### WHAT TO WORK ON
Collect every line that includes the string "index".

-------- GIVEN DATA --------

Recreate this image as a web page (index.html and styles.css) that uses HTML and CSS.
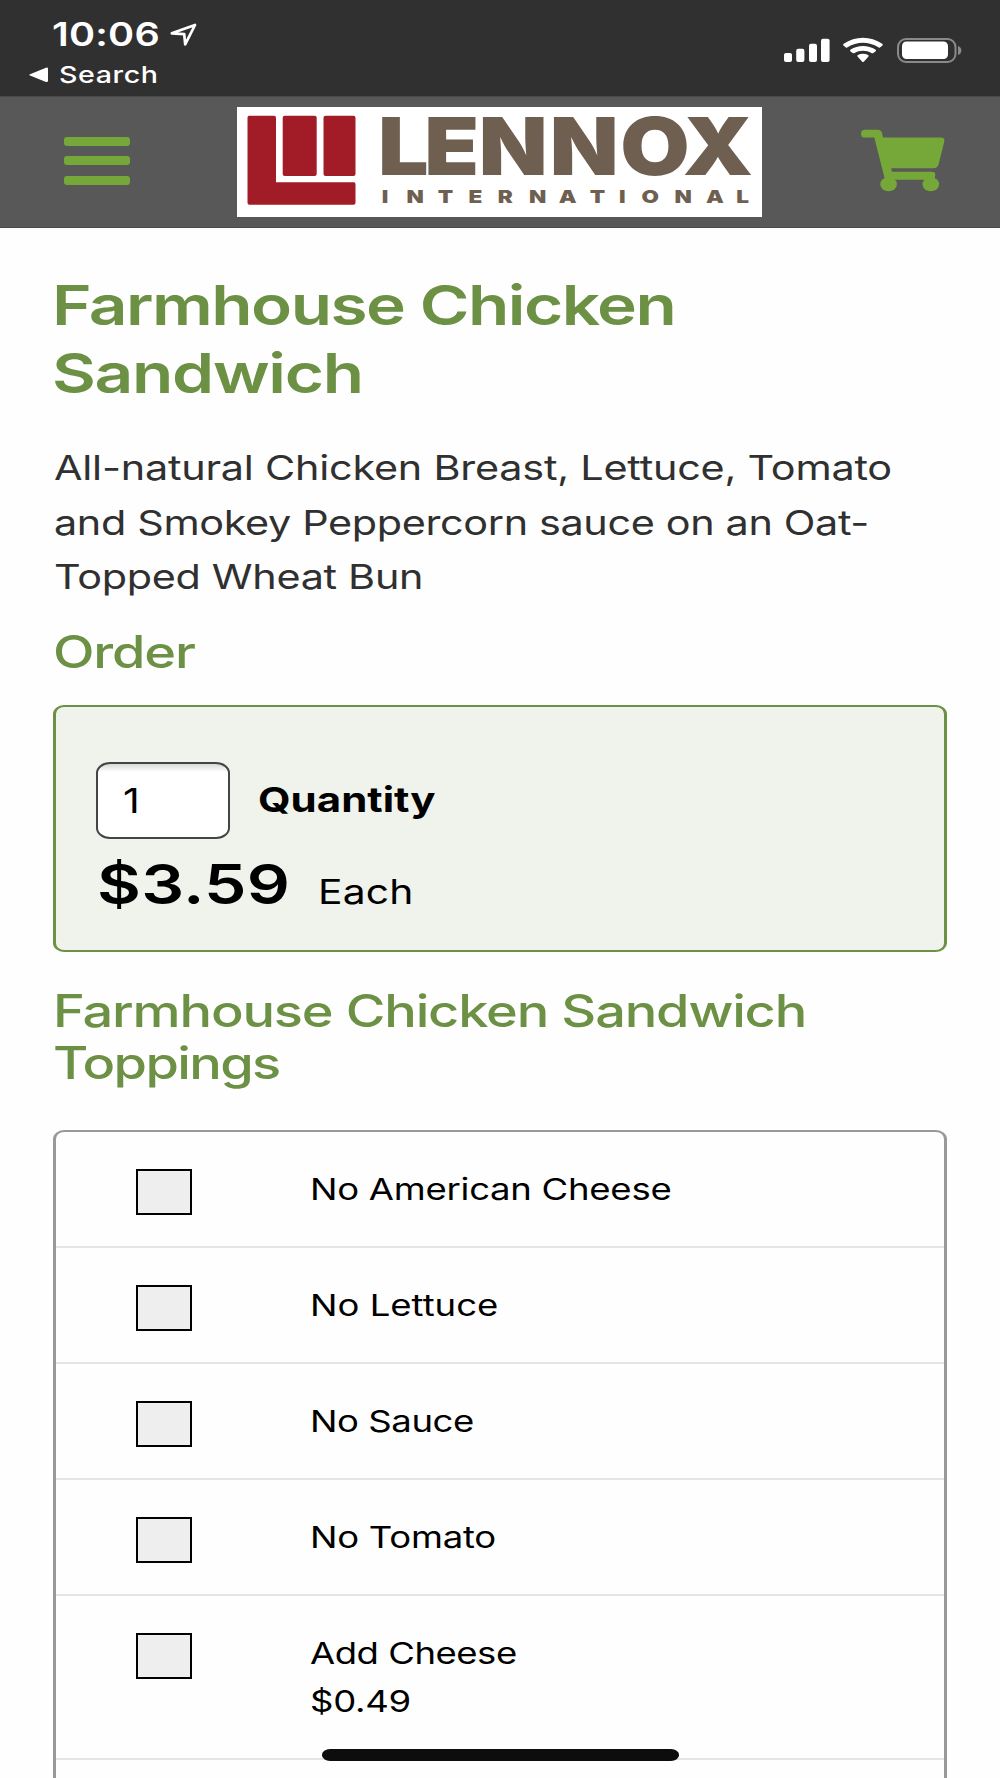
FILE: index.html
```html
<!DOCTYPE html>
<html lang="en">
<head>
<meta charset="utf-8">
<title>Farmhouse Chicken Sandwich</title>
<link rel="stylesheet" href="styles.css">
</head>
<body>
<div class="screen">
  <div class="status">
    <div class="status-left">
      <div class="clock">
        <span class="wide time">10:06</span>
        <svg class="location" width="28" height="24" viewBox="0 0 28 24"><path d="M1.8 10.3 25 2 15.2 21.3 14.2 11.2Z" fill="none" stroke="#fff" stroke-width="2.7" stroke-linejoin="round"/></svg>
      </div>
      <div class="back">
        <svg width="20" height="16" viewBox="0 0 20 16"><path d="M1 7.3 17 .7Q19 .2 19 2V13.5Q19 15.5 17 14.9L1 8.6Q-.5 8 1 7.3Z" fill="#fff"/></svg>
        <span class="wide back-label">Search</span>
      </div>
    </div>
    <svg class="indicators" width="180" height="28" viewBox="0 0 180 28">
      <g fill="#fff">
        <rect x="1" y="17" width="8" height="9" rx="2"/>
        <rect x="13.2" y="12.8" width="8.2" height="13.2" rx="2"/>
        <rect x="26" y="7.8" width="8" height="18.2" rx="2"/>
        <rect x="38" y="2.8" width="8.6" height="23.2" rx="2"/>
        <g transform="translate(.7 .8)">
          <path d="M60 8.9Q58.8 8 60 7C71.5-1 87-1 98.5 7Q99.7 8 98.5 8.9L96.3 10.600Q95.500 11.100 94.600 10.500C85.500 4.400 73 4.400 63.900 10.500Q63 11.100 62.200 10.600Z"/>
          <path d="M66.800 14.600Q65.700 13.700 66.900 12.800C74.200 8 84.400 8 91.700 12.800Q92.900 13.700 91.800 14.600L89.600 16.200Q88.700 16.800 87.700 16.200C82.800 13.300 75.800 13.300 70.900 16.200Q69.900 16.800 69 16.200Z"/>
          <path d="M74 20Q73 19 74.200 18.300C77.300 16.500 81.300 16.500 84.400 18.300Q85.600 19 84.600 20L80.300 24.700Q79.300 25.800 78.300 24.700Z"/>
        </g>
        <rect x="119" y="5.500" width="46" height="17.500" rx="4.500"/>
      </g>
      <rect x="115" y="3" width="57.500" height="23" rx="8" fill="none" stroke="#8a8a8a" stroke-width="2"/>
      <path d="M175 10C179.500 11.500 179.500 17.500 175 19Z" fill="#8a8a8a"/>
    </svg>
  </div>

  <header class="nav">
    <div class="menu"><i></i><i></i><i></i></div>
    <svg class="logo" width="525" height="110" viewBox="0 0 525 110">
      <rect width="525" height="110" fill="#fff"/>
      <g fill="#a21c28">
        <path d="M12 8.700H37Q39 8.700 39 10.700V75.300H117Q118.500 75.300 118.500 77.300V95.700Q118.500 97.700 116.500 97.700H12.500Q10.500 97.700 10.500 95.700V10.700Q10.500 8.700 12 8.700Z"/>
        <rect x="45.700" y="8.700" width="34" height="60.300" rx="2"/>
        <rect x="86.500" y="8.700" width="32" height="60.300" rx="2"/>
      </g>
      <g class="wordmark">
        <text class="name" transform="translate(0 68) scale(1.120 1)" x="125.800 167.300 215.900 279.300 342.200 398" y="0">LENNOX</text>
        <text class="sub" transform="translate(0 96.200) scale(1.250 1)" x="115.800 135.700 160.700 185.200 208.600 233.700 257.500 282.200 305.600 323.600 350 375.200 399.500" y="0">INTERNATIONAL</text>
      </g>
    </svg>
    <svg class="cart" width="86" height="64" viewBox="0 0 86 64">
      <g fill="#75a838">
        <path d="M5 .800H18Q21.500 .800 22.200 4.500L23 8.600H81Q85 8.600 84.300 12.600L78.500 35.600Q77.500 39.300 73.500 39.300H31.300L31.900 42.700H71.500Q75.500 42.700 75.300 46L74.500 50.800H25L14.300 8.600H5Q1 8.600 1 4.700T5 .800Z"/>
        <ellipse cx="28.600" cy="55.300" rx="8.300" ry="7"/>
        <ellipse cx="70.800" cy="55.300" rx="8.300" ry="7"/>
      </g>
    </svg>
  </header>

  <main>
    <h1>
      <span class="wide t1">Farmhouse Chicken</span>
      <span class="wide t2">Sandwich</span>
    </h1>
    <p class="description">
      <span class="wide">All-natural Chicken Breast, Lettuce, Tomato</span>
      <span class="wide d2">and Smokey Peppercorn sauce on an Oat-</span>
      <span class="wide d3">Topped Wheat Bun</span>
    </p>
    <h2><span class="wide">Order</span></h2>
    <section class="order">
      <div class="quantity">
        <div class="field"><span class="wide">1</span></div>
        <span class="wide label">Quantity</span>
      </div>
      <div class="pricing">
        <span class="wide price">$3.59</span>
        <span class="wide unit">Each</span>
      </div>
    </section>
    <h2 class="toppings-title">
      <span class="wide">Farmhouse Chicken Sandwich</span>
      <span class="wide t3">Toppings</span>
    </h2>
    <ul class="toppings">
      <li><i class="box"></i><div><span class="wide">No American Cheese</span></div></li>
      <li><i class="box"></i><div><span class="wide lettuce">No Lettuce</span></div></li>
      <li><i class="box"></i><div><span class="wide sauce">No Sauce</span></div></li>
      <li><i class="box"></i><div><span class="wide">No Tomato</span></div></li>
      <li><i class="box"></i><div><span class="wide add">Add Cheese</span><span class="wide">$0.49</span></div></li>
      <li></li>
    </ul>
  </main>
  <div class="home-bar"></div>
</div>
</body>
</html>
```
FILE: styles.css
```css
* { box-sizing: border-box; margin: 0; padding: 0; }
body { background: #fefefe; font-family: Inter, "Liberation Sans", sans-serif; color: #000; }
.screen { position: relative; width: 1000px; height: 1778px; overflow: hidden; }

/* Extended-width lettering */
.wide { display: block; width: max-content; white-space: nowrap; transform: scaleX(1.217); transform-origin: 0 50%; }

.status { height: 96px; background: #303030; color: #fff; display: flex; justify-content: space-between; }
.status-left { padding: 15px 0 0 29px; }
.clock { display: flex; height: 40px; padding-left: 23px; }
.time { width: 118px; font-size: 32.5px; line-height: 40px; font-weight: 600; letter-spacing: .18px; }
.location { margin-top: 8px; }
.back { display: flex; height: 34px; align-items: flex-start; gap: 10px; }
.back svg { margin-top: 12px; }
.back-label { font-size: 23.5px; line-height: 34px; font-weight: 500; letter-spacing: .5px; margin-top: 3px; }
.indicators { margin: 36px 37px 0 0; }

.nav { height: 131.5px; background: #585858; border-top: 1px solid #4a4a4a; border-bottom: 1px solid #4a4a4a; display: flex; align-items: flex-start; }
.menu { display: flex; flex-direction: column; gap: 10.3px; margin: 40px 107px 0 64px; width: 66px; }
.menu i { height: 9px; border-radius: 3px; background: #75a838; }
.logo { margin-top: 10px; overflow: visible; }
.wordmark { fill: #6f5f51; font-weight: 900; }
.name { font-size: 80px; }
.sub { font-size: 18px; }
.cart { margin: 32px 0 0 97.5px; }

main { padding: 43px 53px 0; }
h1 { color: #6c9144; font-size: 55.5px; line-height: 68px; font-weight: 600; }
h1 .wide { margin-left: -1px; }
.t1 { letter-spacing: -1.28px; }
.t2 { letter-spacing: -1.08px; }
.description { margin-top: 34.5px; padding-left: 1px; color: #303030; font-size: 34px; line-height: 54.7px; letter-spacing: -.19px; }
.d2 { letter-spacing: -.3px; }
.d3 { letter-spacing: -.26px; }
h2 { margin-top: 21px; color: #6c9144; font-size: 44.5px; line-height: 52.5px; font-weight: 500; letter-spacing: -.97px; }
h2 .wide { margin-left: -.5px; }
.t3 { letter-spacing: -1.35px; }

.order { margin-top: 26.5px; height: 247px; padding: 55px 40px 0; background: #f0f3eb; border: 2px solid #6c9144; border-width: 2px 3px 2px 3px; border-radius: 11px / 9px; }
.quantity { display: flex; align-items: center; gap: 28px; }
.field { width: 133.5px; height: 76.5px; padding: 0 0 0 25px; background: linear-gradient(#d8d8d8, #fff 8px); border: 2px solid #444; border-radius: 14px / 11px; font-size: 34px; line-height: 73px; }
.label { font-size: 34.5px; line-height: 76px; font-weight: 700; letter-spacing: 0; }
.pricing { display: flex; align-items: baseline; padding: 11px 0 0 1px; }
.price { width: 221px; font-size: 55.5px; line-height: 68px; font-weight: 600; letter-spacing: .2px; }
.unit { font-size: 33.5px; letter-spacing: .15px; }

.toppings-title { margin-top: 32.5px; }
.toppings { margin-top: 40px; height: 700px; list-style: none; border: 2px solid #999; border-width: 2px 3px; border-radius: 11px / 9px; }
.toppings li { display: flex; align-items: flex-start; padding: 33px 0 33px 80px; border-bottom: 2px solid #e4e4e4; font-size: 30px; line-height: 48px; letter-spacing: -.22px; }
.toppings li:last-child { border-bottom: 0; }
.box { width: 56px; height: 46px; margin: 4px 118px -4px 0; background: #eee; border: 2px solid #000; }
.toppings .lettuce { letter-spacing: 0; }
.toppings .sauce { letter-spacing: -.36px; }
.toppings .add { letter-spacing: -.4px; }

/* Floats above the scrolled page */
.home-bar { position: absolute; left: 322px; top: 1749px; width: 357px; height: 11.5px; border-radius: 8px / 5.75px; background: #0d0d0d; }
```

--------
-------- GIVEN DATA --------

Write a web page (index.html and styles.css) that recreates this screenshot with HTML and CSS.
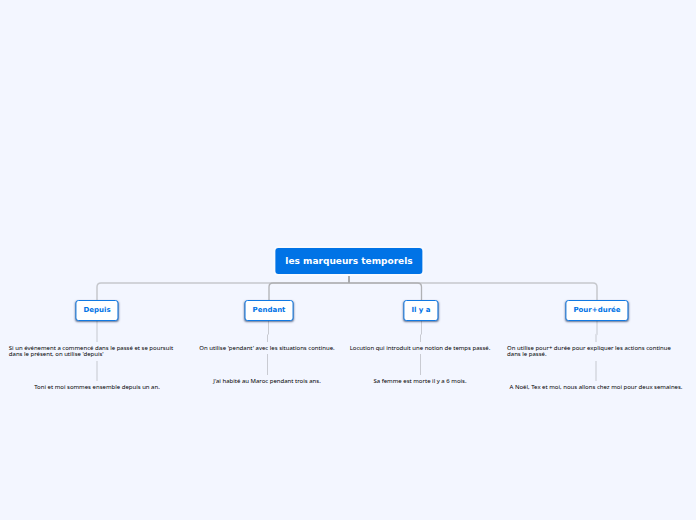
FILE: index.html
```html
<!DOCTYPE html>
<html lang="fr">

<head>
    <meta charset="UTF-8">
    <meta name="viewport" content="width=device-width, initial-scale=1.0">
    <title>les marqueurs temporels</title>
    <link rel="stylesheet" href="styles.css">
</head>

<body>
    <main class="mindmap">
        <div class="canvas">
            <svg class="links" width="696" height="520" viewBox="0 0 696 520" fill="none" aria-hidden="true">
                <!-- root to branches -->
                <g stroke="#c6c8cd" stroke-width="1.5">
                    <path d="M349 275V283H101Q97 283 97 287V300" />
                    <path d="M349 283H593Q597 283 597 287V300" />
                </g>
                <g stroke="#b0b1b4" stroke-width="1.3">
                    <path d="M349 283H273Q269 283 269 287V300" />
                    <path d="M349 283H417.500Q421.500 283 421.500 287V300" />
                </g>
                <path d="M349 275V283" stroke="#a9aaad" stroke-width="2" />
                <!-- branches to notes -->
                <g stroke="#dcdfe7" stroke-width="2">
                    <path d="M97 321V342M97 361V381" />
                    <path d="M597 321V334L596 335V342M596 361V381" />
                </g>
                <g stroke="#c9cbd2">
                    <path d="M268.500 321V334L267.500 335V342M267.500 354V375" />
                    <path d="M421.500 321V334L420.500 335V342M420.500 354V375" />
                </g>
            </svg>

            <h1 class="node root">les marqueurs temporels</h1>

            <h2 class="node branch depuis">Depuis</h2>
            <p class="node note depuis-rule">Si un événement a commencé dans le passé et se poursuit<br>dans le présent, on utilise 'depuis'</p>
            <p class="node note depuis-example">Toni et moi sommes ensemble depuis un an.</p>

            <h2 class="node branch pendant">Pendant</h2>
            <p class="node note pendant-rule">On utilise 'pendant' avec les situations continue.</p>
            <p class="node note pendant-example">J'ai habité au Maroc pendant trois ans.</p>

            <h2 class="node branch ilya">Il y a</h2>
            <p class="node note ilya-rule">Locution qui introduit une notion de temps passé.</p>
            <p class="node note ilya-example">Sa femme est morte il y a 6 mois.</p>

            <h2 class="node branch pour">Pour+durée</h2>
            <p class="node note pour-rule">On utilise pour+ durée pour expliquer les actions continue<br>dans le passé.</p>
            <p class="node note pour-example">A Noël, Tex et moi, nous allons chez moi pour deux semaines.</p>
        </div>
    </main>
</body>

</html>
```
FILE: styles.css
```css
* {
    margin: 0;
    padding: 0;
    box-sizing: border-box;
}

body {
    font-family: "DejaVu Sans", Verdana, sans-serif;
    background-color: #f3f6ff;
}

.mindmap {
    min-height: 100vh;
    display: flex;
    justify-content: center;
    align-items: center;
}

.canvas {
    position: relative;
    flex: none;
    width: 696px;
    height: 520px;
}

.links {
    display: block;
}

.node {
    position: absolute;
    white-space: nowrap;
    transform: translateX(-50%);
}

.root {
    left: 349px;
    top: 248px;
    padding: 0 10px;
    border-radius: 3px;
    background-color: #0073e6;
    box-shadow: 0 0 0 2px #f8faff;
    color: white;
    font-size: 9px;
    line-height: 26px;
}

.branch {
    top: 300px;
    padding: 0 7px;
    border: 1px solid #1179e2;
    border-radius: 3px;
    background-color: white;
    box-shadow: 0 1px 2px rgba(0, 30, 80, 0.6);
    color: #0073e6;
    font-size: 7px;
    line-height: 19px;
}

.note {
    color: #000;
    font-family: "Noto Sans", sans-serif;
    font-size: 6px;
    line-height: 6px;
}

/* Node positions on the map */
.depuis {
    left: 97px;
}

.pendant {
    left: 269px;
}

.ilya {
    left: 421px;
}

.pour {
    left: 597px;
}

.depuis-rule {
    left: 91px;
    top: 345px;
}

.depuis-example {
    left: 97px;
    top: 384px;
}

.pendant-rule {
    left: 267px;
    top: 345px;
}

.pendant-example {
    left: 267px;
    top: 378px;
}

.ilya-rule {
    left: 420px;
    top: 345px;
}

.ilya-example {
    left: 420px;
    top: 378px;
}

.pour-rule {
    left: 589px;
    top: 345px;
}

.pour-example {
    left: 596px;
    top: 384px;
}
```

--------

### WORKED SOLUTION
Recreate this image as a web page (index.html and styles.css) that uses HTML and CSS.
FILE: index.html
Write a web page (index.html and styles.css) that recreates this screenshot with HTML and CSS.
FILE: index.html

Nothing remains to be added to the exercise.